Exercise task: Find and copy every line in the records that includes the string "page".

Material provided:
Start
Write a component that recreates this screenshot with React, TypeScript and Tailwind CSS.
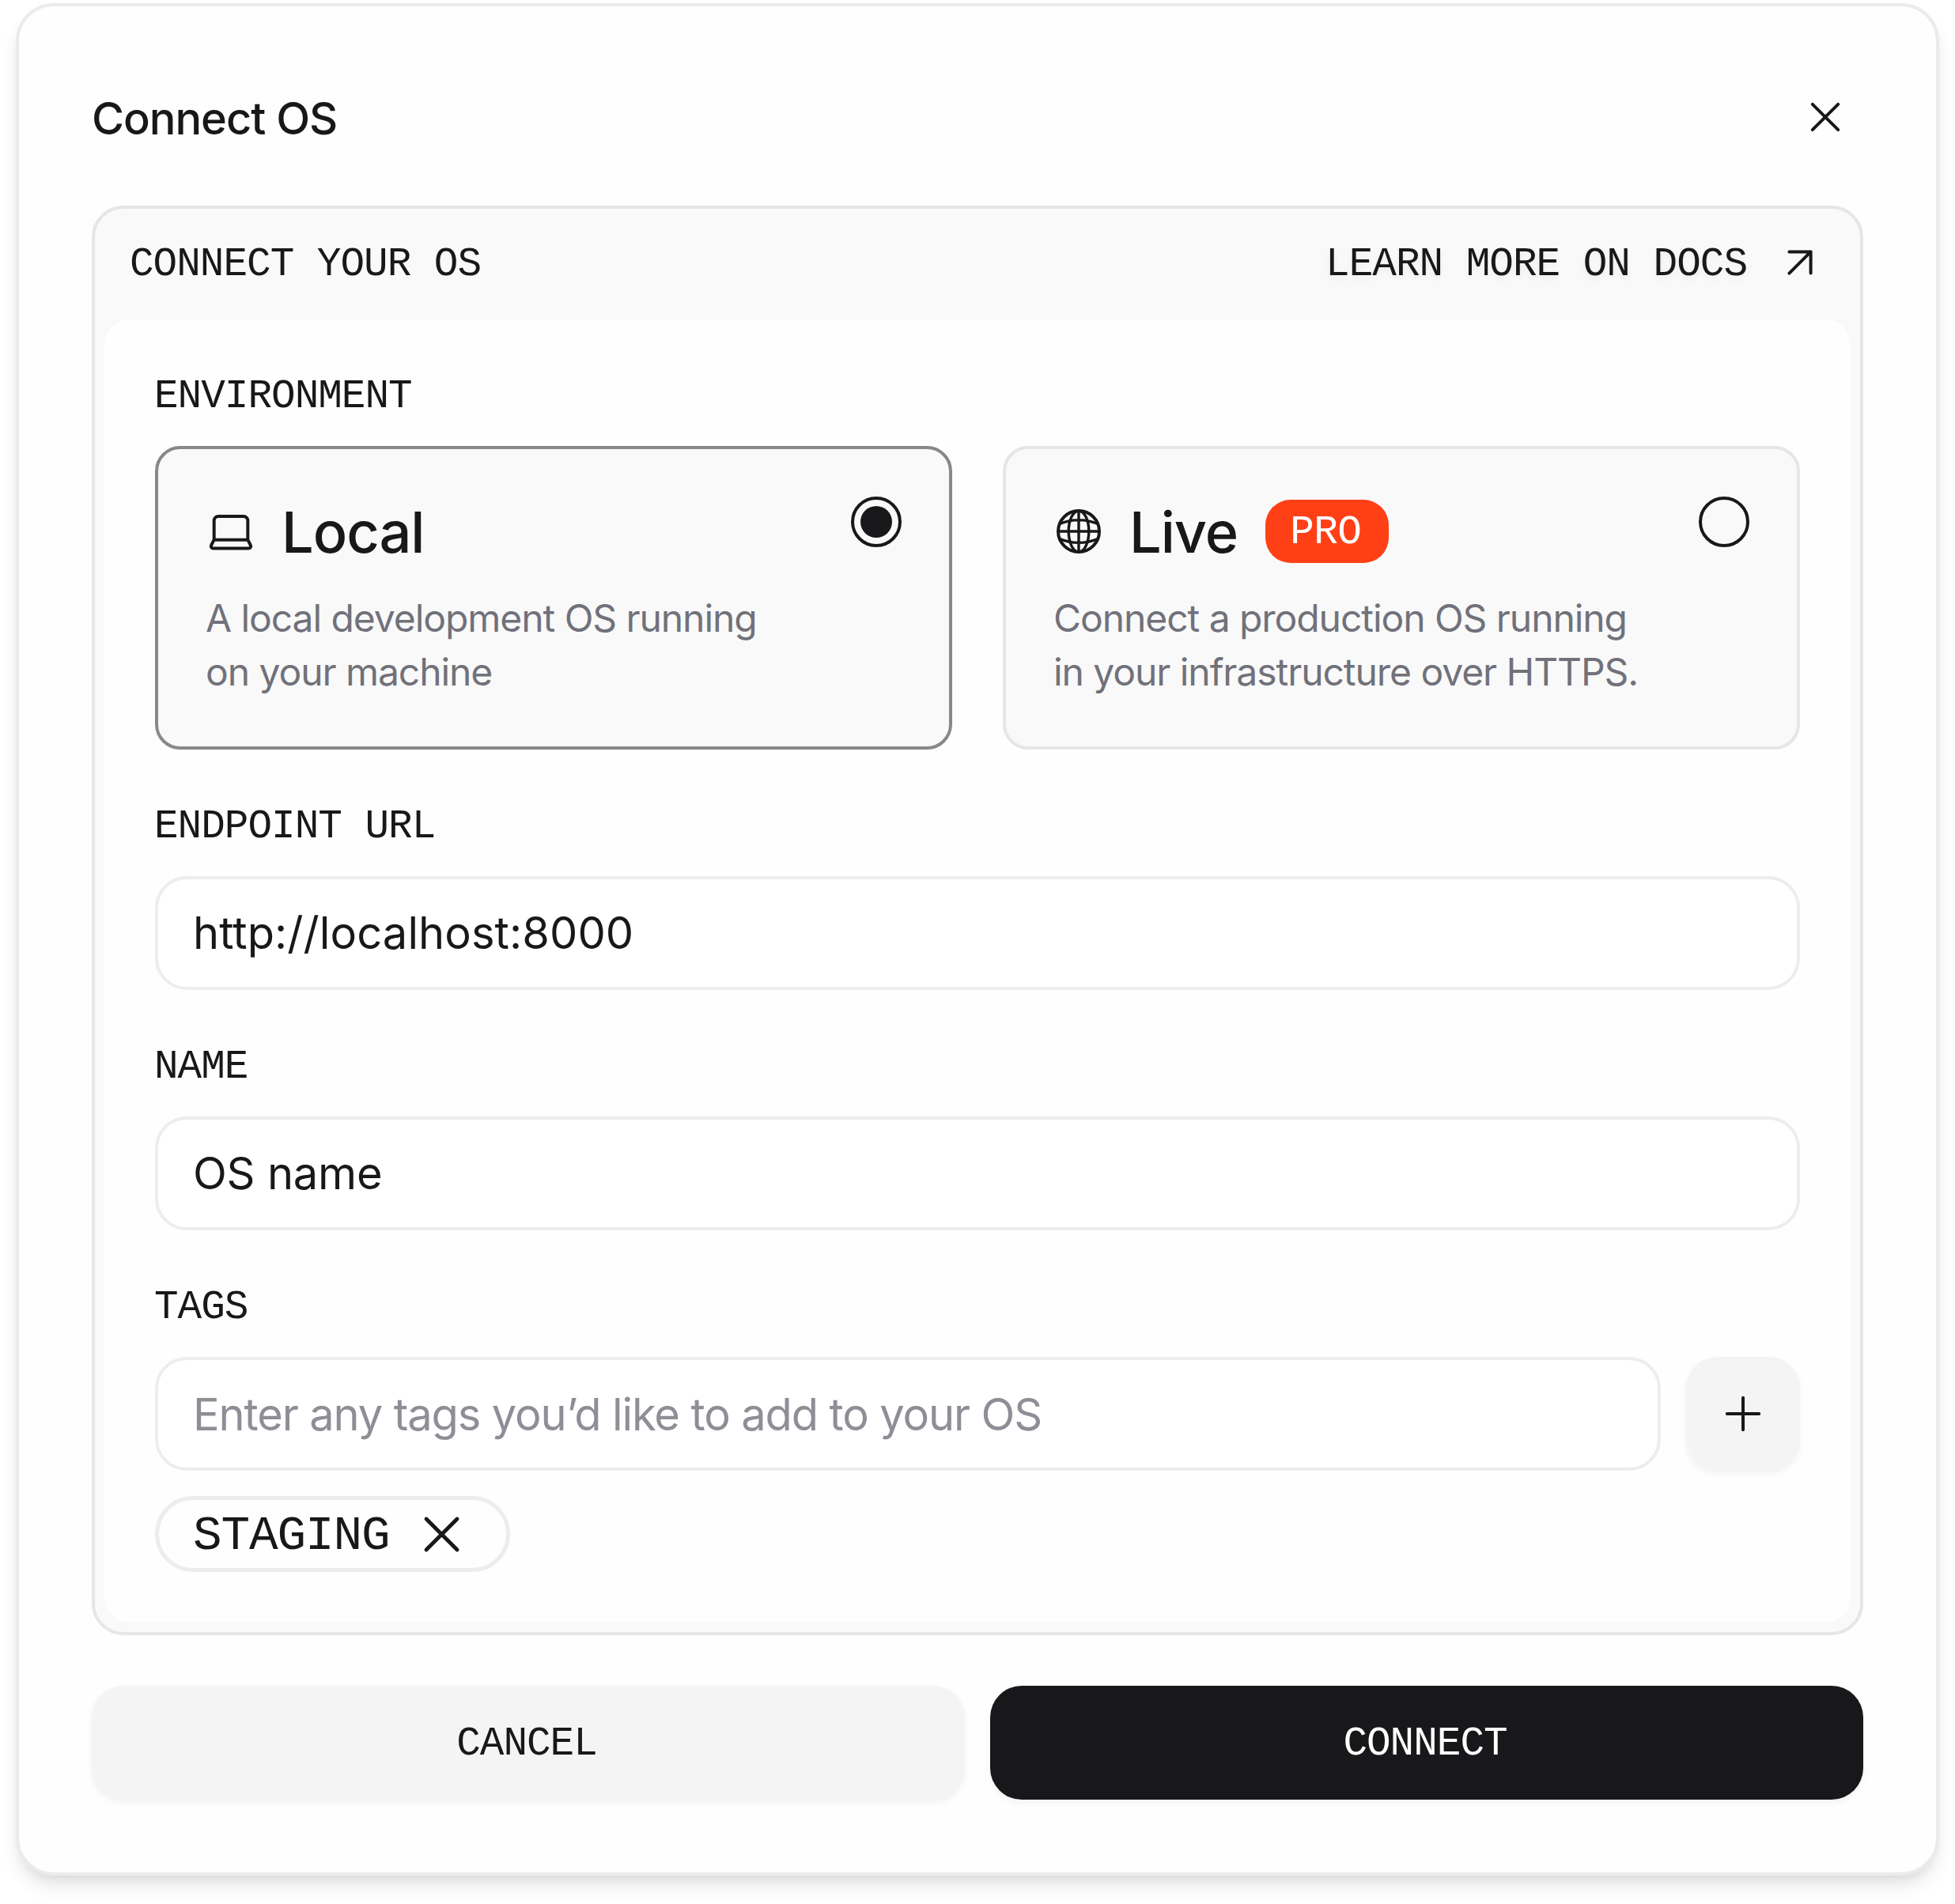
End
Start
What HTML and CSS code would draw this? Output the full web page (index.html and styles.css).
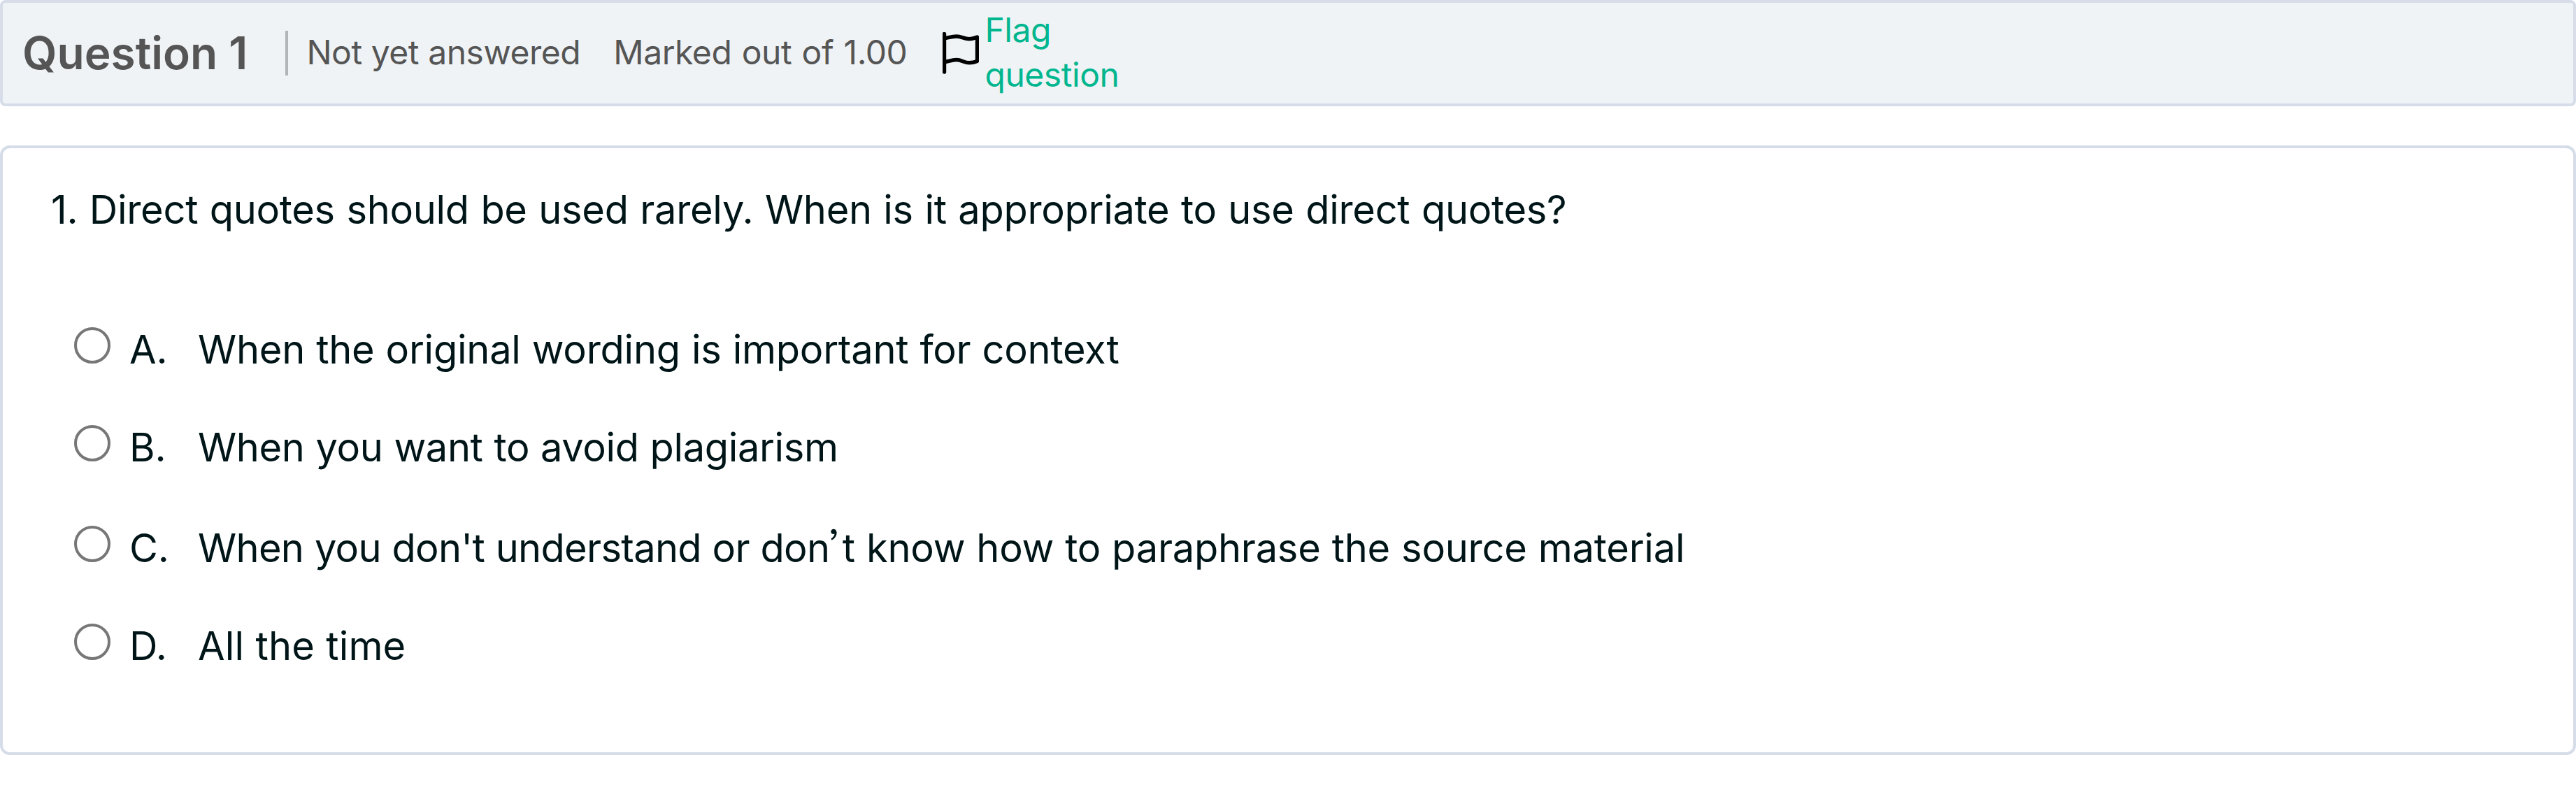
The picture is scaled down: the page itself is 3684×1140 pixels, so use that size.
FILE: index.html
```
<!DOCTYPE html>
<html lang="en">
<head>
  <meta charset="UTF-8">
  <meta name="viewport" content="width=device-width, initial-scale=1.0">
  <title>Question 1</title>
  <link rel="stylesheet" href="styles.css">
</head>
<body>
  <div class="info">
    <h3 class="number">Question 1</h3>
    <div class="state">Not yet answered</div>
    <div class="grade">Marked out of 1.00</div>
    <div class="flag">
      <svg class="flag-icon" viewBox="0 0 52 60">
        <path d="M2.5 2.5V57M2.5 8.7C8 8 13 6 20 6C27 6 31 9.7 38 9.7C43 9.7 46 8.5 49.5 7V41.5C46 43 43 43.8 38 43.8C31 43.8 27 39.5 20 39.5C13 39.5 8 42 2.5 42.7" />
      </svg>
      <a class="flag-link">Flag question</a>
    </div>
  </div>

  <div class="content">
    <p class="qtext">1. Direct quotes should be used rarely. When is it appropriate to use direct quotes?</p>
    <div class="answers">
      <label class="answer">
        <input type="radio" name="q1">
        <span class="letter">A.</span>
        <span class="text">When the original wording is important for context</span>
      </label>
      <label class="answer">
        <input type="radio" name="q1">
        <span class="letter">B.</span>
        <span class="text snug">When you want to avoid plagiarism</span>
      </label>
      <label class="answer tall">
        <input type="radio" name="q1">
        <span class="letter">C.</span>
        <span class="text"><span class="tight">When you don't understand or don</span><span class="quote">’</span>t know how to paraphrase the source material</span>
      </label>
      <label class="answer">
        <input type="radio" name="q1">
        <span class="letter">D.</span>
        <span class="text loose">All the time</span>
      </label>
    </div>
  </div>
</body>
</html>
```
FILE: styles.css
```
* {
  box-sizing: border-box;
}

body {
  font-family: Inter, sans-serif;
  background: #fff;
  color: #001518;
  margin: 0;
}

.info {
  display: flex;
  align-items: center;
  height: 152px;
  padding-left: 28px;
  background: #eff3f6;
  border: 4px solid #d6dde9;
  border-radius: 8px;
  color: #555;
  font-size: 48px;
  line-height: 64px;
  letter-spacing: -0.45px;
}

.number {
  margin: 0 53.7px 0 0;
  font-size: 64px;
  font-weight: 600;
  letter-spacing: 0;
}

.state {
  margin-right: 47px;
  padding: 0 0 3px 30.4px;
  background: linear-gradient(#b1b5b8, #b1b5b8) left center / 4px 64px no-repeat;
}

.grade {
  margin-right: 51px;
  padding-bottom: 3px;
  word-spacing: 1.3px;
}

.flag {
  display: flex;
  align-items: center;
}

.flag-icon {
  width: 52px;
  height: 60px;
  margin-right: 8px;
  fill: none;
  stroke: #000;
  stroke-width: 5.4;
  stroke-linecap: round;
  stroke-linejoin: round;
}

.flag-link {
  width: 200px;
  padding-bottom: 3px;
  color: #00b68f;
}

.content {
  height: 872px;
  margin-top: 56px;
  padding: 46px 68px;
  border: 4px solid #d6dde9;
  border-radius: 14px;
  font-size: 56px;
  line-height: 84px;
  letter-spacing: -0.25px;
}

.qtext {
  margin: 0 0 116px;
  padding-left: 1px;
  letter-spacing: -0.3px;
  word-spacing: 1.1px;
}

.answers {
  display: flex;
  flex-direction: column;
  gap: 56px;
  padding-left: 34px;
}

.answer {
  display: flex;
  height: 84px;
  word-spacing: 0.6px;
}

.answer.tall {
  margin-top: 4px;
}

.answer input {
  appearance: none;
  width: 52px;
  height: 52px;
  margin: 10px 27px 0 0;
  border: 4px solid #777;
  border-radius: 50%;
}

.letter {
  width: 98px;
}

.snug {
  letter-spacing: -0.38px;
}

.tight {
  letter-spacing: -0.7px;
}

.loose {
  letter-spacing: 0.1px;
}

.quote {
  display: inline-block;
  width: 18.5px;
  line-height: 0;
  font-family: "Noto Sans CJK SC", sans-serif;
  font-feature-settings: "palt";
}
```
End
Solution to this problem:
What HTML and CSS code would draw this? Output the full web page (index.html and styles.css).
The picture is scaled down: the page itself is 3684×1140 pixels, so use that size.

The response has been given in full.